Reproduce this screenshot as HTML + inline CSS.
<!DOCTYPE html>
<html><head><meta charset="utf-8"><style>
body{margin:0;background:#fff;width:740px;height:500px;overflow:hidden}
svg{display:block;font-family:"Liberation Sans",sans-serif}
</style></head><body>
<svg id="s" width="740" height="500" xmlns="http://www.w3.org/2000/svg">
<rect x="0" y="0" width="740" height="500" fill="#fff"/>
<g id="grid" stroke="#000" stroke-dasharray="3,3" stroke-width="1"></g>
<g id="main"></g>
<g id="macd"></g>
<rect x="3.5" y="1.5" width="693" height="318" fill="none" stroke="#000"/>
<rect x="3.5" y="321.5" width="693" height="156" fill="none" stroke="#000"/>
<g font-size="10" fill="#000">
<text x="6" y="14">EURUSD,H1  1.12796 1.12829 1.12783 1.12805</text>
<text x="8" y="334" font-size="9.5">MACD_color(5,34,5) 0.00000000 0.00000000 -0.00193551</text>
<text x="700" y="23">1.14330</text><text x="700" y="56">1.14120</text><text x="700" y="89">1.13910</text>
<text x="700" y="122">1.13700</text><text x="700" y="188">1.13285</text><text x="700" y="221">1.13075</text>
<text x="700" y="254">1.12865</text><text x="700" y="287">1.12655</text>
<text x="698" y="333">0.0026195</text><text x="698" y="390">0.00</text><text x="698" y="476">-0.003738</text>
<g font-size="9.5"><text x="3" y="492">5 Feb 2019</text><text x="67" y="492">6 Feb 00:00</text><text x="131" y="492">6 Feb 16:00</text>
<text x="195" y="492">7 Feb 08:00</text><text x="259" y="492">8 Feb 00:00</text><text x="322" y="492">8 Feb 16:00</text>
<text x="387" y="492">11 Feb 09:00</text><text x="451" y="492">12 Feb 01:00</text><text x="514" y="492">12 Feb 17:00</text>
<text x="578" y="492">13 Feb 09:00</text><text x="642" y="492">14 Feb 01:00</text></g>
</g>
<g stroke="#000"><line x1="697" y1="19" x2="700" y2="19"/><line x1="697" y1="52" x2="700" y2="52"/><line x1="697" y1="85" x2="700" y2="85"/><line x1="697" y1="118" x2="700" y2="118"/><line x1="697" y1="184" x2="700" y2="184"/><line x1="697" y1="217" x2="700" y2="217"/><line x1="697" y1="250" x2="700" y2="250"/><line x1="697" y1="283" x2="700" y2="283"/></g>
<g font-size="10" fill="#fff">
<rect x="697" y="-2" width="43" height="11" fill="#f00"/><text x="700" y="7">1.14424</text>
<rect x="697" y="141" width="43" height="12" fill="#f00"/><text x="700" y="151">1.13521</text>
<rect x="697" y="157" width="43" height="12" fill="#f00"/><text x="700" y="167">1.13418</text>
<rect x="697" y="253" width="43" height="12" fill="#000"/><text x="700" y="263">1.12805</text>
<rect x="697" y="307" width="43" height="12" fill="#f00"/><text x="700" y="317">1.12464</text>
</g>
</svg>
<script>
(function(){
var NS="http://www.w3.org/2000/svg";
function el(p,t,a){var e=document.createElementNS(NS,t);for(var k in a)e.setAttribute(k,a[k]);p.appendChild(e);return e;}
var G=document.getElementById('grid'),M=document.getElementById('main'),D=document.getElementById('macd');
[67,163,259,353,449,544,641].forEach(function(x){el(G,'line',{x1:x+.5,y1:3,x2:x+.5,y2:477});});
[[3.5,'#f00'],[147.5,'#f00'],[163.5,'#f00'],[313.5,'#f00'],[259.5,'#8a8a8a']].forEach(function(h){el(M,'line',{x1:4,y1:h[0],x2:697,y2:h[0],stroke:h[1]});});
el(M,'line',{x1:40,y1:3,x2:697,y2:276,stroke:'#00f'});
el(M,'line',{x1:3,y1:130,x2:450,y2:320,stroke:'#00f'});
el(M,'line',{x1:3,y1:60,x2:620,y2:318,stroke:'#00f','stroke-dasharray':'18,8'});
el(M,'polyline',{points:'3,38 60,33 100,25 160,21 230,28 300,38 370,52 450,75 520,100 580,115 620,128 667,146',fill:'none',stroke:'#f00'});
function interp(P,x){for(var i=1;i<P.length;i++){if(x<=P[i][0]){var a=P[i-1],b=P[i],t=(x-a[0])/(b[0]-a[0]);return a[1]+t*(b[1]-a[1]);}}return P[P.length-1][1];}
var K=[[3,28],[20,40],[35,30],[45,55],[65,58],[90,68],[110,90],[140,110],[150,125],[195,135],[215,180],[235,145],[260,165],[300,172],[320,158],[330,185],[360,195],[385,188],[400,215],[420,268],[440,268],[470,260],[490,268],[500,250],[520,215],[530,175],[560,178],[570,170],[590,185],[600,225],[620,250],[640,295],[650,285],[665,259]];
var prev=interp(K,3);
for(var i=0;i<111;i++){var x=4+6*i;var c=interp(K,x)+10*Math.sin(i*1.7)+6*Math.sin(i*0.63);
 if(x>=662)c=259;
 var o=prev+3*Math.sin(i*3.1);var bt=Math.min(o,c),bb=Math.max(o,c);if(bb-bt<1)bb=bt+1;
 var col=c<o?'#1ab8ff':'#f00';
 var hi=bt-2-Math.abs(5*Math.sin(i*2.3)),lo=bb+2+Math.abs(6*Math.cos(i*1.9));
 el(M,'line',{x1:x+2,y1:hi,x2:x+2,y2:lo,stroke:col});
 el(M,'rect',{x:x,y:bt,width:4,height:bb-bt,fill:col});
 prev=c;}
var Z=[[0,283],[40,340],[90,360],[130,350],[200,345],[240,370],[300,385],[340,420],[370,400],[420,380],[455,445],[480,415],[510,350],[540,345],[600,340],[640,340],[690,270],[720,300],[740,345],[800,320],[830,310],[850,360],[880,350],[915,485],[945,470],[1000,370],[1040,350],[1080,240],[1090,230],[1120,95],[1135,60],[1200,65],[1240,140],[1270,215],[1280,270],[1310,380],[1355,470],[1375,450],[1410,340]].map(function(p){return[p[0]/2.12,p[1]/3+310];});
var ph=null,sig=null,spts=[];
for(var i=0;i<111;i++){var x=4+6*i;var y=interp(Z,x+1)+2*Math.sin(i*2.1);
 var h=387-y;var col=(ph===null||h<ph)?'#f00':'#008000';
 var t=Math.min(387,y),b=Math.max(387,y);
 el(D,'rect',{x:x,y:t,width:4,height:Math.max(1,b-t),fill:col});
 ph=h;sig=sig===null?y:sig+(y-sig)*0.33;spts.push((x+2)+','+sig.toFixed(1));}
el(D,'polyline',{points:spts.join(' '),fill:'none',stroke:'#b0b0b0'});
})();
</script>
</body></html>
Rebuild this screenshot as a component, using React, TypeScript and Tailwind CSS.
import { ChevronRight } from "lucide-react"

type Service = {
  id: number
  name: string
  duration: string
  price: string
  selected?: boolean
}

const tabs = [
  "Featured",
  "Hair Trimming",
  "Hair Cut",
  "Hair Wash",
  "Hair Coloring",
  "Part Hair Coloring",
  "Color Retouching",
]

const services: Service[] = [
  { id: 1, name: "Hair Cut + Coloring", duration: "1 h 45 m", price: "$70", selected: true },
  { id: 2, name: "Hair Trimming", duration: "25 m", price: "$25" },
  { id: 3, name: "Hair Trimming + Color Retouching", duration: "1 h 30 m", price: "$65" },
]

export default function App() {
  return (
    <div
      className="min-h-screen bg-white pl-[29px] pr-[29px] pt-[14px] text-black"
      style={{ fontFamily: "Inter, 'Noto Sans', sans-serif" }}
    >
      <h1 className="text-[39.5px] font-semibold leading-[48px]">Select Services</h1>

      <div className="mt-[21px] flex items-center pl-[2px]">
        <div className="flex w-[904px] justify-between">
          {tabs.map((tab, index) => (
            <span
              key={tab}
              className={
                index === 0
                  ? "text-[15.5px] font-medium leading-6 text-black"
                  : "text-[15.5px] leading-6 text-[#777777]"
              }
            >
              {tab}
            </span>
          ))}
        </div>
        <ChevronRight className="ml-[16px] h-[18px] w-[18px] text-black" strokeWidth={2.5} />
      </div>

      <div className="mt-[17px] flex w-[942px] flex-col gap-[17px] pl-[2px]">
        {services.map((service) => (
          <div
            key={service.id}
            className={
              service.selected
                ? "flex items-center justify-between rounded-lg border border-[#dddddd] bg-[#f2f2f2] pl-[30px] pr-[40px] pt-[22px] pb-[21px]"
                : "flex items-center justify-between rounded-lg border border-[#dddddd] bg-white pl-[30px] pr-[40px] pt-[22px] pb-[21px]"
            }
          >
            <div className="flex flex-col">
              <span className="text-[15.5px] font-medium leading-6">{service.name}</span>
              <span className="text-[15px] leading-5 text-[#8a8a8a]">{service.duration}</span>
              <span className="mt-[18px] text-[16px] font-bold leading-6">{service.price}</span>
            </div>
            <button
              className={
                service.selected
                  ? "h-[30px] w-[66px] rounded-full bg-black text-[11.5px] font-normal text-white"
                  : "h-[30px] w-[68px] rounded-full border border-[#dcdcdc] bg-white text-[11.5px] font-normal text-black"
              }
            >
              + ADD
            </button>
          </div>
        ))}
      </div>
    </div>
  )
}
+ + + + + + +
• **STATED TASK**: What is the number of lines in the data that hold the string "this"? Answer with the number only.

• **RESPONSE**: 2